“When the doctor came this morning he was so pleased with the improvement, he said she was quite sure to get well now,” she said.

“Thank Heaven!” he cried fervently, and after a momentary hesitation, he added earnestly:

“Mrs. Cline, do me one favor, and I will never forget it. If that fellow, Weston, comes to see her again, do not admit him to see the patient. Tell him she is improving, but can see no one.”

“I’ll do as you say, sir, but Lor’ bless you, some of them actor folks comes here every day to ask about her.”

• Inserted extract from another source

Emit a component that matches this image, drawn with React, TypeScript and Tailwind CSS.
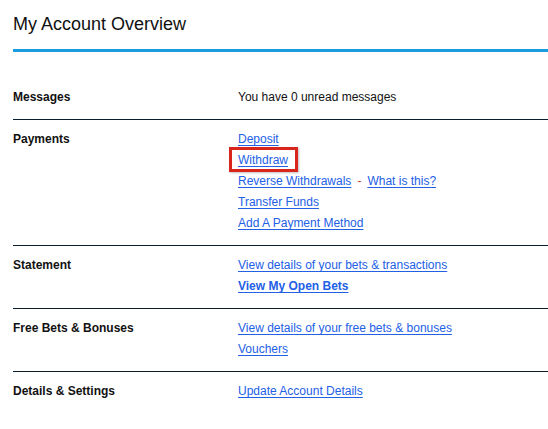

“But remember, I wish to be the first one admitted to her presence when she is able to see any one,” he replied.

CHAPTER XXI.
THE HAPPY MEETING.

But April had succeeded March before Berry was fairly convalescent.

A long and weary month she had lain upon that bed of pain before life struggled back for certain into her weary, battered frame, and the light of memory shone again in her big, pathetic brown eyes.

Then she began to get well very fast, and to betray a great curiosity over everything, asking questions that the doctor said might be freely answered.

So before she was permitted to see any one but her nurses, she knew all there was to tell—that Charley Bonair, the millionaire senator’s only son, had rescued her from Bruin’s clutches at the peril of his own life, and that the mysterious assailant had put a ball in his shoulder as he bent over her in the pit.